(DIRECTIONS FOR THIS TASK):
Reproduce every line of the listing as written, apart from the pictures.

(DATA BLOCK):
▬▬▬▬▬▬

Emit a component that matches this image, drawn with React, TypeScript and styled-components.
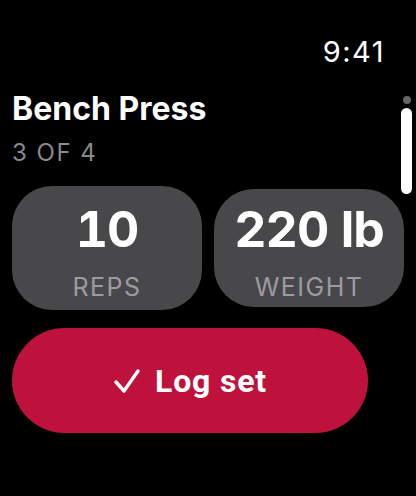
import styled, { createGlobalStyle } from "styled-components";

const GlobalStyle = createGlobalStyle`
  html, body {
    margin: 0;
    padding: 0;
    background: #000;
  }
  body {
    font-family: Inter, Roboto, "Liberation Sans", sans-serif;
    color: #fff;
  }
`;

const Screen = styled.div`
  position: relative;
  width: 416px;
  height: 496px;
  box-sizing: border-box;
  padding: 34px 12px 0 12px;
  display: flex;
  flex-direction: column;
  overflow: hidden;
`;

const StatusBar = styled.div`
  display: flex;
  justify-content: flex-end;
  padding-right: 19px;
`;

const Hora = styled.span`
  font-size: 29px;
  line-height: 36px;
  font-weight: 400;
  letter-spacing: 1.5px;
`;

const Titulo = styled.h1`
  margin: 20px 0 0 0;
  font-size: 32px;
  line-height: 38px;
  font-weight: 700;
`;

const Subtitulo = styled.p`
  margin: 10px 0 0 0;
  font-size: 24px;
  line-height: 30px;
  letter-spacing: 1.5px;
  color: #8a8a8e;
`;

const Linha = styled.div`
  margin-top: 18px;
  display: flex;
  align-items: center;
  gap: 12px;
`;

const Cartao = styled.div<{ $altura: number }>`
  width: 190px;
  height: ${(p) => p.$altura}px;
  box-sizing: border-box;
  padding-top: 8px;
  border-radius: 40px;
  background: #48484a;
  display: flex;
  flex-direction: column;
  align-items: center;
  justify-content: center;
`;

const Valor = styled.span`
  font-size: 50px;
  line-height: 54px;
  font-weight: 700;
  letter-spacing: -1px;
  font-variant-numeric: tabular-nums;
`;

const Rotulo = styled.span`
  margin-top: 16px;
  font-size: 25px;
  line-height: 30px;
  letter-spacing: 1.5px;
  color: #9c9ca0;
`;

const Botao = styled.button`
  margin-top: 18px;
  width: 356px;
  height: 105px;
  border: none;
  border-radius: 53px;
  background: #be123c;
  color: #fff;
  font-family: Roboto, "Liberation Sans", sans-serif;
  font-size: 32px;
  font-weight: 700;
  letter-spacing: 0.8px;
  display: flex;
  align-items: center;
  justify-content: center;
  gap: 14px;
  padding: 0;
`;

const Rolagem = styled.div`
  position: absolute;
  top: 96px;
  right: 4px;
  display: flex;
  flex-direction: column;
  align-items: center;
  gap: 4px;
`;

const Ponto = styled.div`
  width: 8px;
  height: 8px;
  border-radius: 50%;
  background: #666;
`;

const Barra = styled.div`
  width: 11px;
  height: 86px;
  border-radius: 6px;
  background: #fff;
`;

function Check() {
  return (
    <svg width="28" height="28" viewBox="0 0 28 28" fill="none">
      <path d="M3 15 L11 24 L25 4" stroke="#fff" strokeWidth="3.4" strokeLinecap="round" strokeLinejoin="round" />
    </svg>
  );
}

export default function App() {
  return (
    <>
      <GlobalStyle />
      <Screen>
        <StatusBar>
          <Hora>9:41</Hora>
        </StatusBar>
        <Titulo>Bench Press</Titulo>
        <Subtitulo>3 OF 4</Subtitulo>
        <Linha>
          <Cartao $altura={124}>
            <Valor>10</Valor>
            <Rotulo>REPS</Rotulo>
          </Cartao>
          <Cartao $altura={118}>
            <Valor>220 lb</Valor>
            <Rotulo>WEIGHT</Rotulo>
          </Cartao>
        </Linha>
        <Botao>
          <Check />
          Log set
        </Botao>
        <Rolagem>
          <Ponto />
          <Barra />
        </Rolagem>
      </Screen>
    </>
  );
}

▬▬▬▬▬▬

(TASK RESULT):
Emit a component that matches this image, drawn with React, TypeScript and styled-components.
import styled, { createGlobalStyle } from "styled-components";

const GlobalStyle = createGlobalStyle`
  html, body {
    margin: 0;
    padding: 0;
    background: #000;
  }
  body {
    font-family: Inter, Roboto, "Liberation Sans", sans-serif;
    color: #fff;
  }
`;

const Screen = styled.div`
  position: relative;
  width: 416px;
  height: 496px;
  box-sizing: border-box;
  padding: 34px 12px 0 12px;
  display: flex;
  flex-direction: column;
  overflow: hidden;
`;

const StatusBar = styled.div`
  display: flex;
  justify-content: flex-end;
  padding-right: 19px;
`;

const Hora = styled.span`
  font-size: 29px;
  line-height: 36px;
  font-weight: 400;
  letter-spacing: 1.5px;
`;

const Titulo = styled.h1`
  margin: 20px 0 0 0;
  font-size: 32px;
  line-height: 38px;
  font-weight: 700;
`;

const Subtitulo = styled.p`
  margin: 10px 0 0 0;
  font-size: 24px;
  line-height: 30px;
  letter-spacing: 1.5px;
  color: #8a8a8e;
`;

const Linha = styled.div`
  margin-top: 18px;
  display: flex;
  align-items: center;
  gap: 12px;
`;

const Cartao = styled.div<{ $altura: number }>`
  width: 190px;
  height: ${(p) => p.$altura}px;
  box-sizing: border-box;
  padding-top: 8px;
  border-radius: 40px;
  background: #48484a;
  display: flex;
  flex-direction: column;
  align-items: center;
  justify-content: center;
`;

const Valor = styled.span`
  font-size: 50px;
  line-height: 54px;
  font-weight: 700;
  letter-spacing: -1px;
  font-variant-numeric: tabular-nums;
`;

const Rotulo = styled.span`
  margin-top: 16px;
  font-size: 25px;
  line-height: 30px;
  letter-spacing: 1.5px;
  color: #9c9ca0;
`;

const Botao = styled.button`
  margin-top: 18px;
  width: 356px;
  height: 105px;
  border: none;
  border-radius: 53px;
  background: #be123c;
  color: #fff;
  font-family: Roboto, "Liberation Sans", sans-serif;
  font-size: 32px;
  font-weight: 700;
  letter-spacing: 0.8px;
  display: flex;
  align-items: center;
  justify-content: center;
  gap: 14px;
  padding: 0;
`;

const Rolagem = styled.div`
  position: absolute;
  top: 96px;
  right: 4px;
  display: flex;
  flex-direction: column;
  align-items: center;
  gap: 4px;
`;

const Ponto = styled.div`
  width: 8px;
  height: 8px;
  border-radius: 50%;
  background: #666;
`;

const Barra = styled.div`
  width: 11px;
  height: 86px;
  border-radius: 6px;
  background: #fff;
`;

function Check() {
  return (
    <svg width="28" height="28" viewBox="0 0 28 28" fill="none">
      <path d="M3 15 L11 24 L25 4" stroke="#fff" strokeWidth="3.4" strokeLinecap="round" strokeLinejoin="round" />
    </svg>
  );
}

export default function App() {
  return (
    <>
      <GlobalStyle />
      <Screen>
        <StatusBar>
          <Hora>9:41</Hora>
        </StatusBar>
        <Titulo>Bench Press</Titulo>
        <Subtitulo>3 OF 4</Subtitulo>
        <Linha>
          <Cartao $altura={124}>
            <Valor>10</Valor>
            <Rotulo>REPS</Rotulo>
          </Cartao>
          <Cartao $altura={118}>
            <Valor>220 lb</Valor>
            <Rotulo>WEIGHT</Rotulo>
          </Cartao>
        </Linha>
        <Botao>
          <Check />
          Log set
        </Botao>
        <Rolagem>
          <Ponto />
          <Barra />
        </Rolagem>
      </Screen>
    </>
  );
}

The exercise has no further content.